**Problem to work on:**
Write out each line exactly as given. Leave the pictures out of your copy.

-- start --

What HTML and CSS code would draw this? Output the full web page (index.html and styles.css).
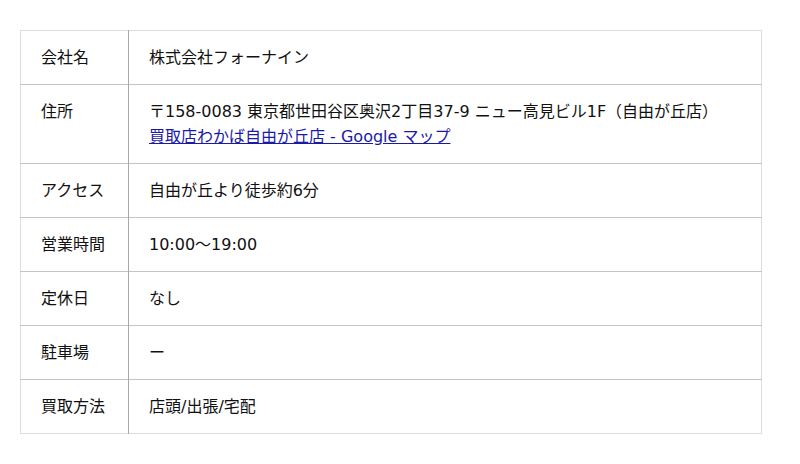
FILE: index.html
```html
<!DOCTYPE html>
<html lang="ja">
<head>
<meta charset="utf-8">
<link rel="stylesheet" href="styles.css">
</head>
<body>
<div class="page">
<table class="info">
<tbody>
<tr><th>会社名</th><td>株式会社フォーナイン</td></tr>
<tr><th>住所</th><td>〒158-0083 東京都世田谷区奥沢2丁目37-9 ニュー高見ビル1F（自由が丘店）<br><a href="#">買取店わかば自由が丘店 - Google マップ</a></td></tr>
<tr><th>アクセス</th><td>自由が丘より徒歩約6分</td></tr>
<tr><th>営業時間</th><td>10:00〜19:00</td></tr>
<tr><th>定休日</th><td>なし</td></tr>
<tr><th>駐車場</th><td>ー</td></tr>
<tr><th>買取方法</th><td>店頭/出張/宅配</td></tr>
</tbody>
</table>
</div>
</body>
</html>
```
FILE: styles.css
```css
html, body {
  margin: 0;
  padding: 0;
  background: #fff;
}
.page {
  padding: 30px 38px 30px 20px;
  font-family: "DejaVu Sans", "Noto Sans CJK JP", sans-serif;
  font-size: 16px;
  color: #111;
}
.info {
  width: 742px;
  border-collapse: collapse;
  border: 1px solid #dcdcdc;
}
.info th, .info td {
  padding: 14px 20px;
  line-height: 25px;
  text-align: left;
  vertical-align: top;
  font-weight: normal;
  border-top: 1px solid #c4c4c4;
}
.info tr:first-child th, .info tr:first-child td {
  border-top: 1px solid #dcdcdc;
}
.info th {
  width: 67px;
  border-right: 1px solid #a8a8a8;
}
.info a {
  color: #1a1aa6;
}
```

-- end --

**Response:**
What HTML and CSS code would draw this? Output the full web page (index.html and styles.css).
FILE: index.html
```html
<!DOCTYPE html>
<html lang="ja">
<head>
<meta charset="utf-8">
<link rel="stylesheet" href="styles.css">
</head>
<body>
<div class="page">
<table class="info">
<tbody>
<tr><th>会社名</th><td>株式会社フォーナイン</td></tr>
<tr><th>住所</th><td>〒158-0083 東京都世田谷区奥沢2丁目37-9 ニュー高見ビル1F（自由が丘店）<br><a href="#">買取店わかば自由が丘店 - Google マップ</a></td></tr>
<tr><th>アクセス</th><td>自由が丘より徒歩約6分</td></tr>
<tr><th>営業時間</th><td>10:00〜19:00</td></tr>
<tr><th>定休日</th><td>なし</td></tr>
<tr><th>駐車場</th><td>ー</td></tr>
<tr><th>買取方法</th><td>店頭/出張/宅配</td></tr>
</tbody>
</table>
</div>
</body>
</html>
```
FILE: styles.css
```css
html, body {
  margin: 0;
  padding: 0;
  background: #fff;
}
.page {
  padding: 30px 38px 30px 20px;
  font-family: "DejaVu Sans", "Noto Sans CJK JP", sans-serif;
  font-size: 16px;
  color: #111;
}
.info {
  width: 742px;
  border-collapse: collapse;
  border: 1px solid #dcdcdc;
}
.info th, .info td {
  padding: 14px 20px;
  line-height: 25px;
  text-align: left;
  vertical-align: top;
  font-weight: normal;
  border-top: 1px solid #c4c4c4;
}
.info tr:first-child th, .info tr:first-child td {
  border-top: 1px solid #dcdcdc;
}
.info th {
  width: 67px;
  border-right: 1px solid #a8a8a8;
}
.info a {
  color: #1a1aa6;
}
```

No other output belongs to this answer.